Start of Data for this task

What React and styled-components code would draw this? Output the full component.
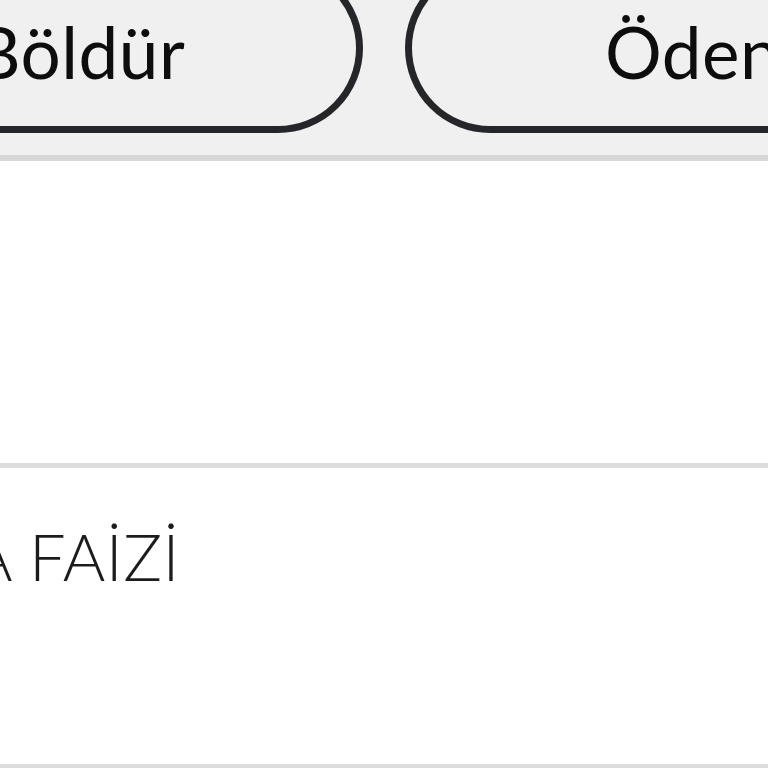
import React from "react";
import styled, { createGlobalStyle } from "styled-components";

const Global = createGlobalStyle`
  html, body { margin: 0; padding: 0; background: #ffffff; overflow: hidden; }
  body { font-family: "Lato", "Noto Sans", sans-serif; }
`;

const Page = styled.div`
  width: 768px;
  height: 768px;
  overflow: hidden;
  display: flex;
  flex-direction: column;
  background: #ffffff;
`;

const Toolbar = styled.div`
  height: 155px;
  flex-shrink: 0;
  background: #f0f0f0;
  border-bottom: 6px solid #d7d7d7;
  display: flex;
  justify-content: center;
  align-items: flex-start;
  gap: 42px;
  overflow: hidden;
`;

const PillButton = styled.button`
  flex-shrink: 0;
  width: 566px;
  height: 170px;
  margin-top: -37px;
  box-sizing: border-box;
  border: 7px solid #25262a;
  border-radius: 999px;
  background: #f0f0f0;
  color: #0d0d0d;
  font-family: "Lato", "Noto Sans", sans-serif;
  font-size: 71px;
  font-weight: 400;
  letter-spacing: 0.5px;
  display: flex;
  align-items: center;
  justify-content: ${(p) => (p.$align === "start" ? "flex-start" : "center")};
  padding: 6px 0 0 ${(p) => (p.$align === "start" ? "193px" : "0")};
  white-space: nowrap;
`;

const Row = styled.div`
  flex-shrink: 0;
  height: ${(p) => p.$h}px;
  box-sizing: border-box;
  border-bottom: 5px solid #dcdcdc;
  display: flex;
  align-items: flex-start;
  padding-top: ${(p) => p.$pt || 0}px;
`;

const Label = styled.div`
  margin-left: -30px;
  font-family: "Lato", "Noto Sans", sans-serif;
  font-weight: 300;
  font-size: 65px;
  line-height: 1;
  color: #1c1c1c;
  letter-spacing: 0.5px;
  white-space: nowrap;
`;

export default function App() {
  return (
    <>
      <Global />
      <Page>
        <Toolbar>
          <PillButton>Böldür</PillButton>
          <PillButton $align="start">Ödenme</PillButton>
        </Toolbar>
        <Row $h={307} />
        <Row $h={301} $pt={56}>
          <Label>A FAİZİ</Label>
        </Row>
      </Page>
    </>
  );
}
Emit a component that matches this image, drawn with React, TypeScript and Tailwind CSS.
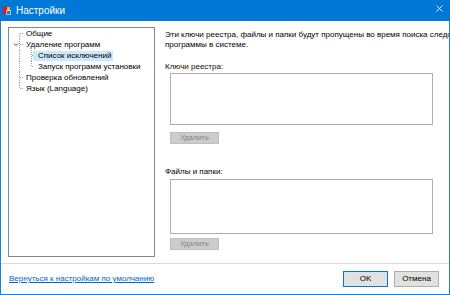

End of Data for this task

● Work to complete
Return to the listing above and set it down exactly, leaving out its pictures.

● The result
What React and styled-components code would draw this? Output the full component.
import React from "react";
import styled, { createGlobalStyle } from "styled-components";

const Global = createGlobalStyle`
  html, body { margin: 0; padding: 0; background: #ffffff; overflow: hidden; }
  body { font-family: "Lato", "Noto Sans", sans-serif; }
`;

const Page = styled.div`
  width: 768px;
  height: 768px;
  overflow: hidden;
  display: flex;
  flex-direction: column;
  background: #ffffff;
`;

const Toolbar = styled.div`
  height: 155px;
  flex-shrink: 0;
  background: #f0f0f0;
  border-bottom: 6px solid #d7d7d7;
  display: flex;
  justify-content: center;
  align-items: flex-start;
  gap: 42px;
  overflow: hidden;
`;

const PillButton = styled.button`
  flex-shrink: 0;
  width: 566px;
  height: 170px;
  margin-top: -37px;
  box-sizing: border-box;
  border: 7px solid #25262a;
  border-radius: 999px;
  background: #f0f0f0;
  color: #0d0d0d;
  font-family: "Lato", "Noto Sans", sans-serif;
  font-size: 71px;
  font-weight: 400;
  letter-spacing: 0.5px;
  display: flex;
  align-items: center;
  justify-content: ${(p) => (p.$align === "start" ? "flex-start" : "center")};
  padding: 6px 0 0 ${(p) => (p.$align === "start" ? "193px" : "0")};
  white-space: nowrap;
`;

const Row = styled.div`
  flex-shrink: 0;
  height: ${(p) => p.$h}px;
  box-sizing: border-box;
  border-bottom: 5px solid #dcdcdc;
  display: flex;
  align-items: flex-start;
  padding-top: ${(p) => p.$pt || 0}px;
`;

const Label = styled.div`
  margin-left: -30px;
  font-family: "Lato", "Noto Sans", sans-serif;
  font-weight: 300;
  font-size: 65px;
  line-height: 1;
  color: #1c1c1c;
  letter-spacing: 0.5px;
  white-space: nowrap;
`;

export default function App() {
  return (
    <>
      <Global />
      <Page>
        <Toolbar>
          <PillButton>Böldür</PillButton>
          <PillButton $align="start">Ödenme</PillButton>
        </Toolbar>
        <Row $h={307} />
        <Row $h={301} $pt={56}>
          <Label>A FAİZİ</Label>
        </Row>
      </Page>
    </>
  );
}
Emit a component that matches this image, drawn with React, TypeScript and Tailwind CSS.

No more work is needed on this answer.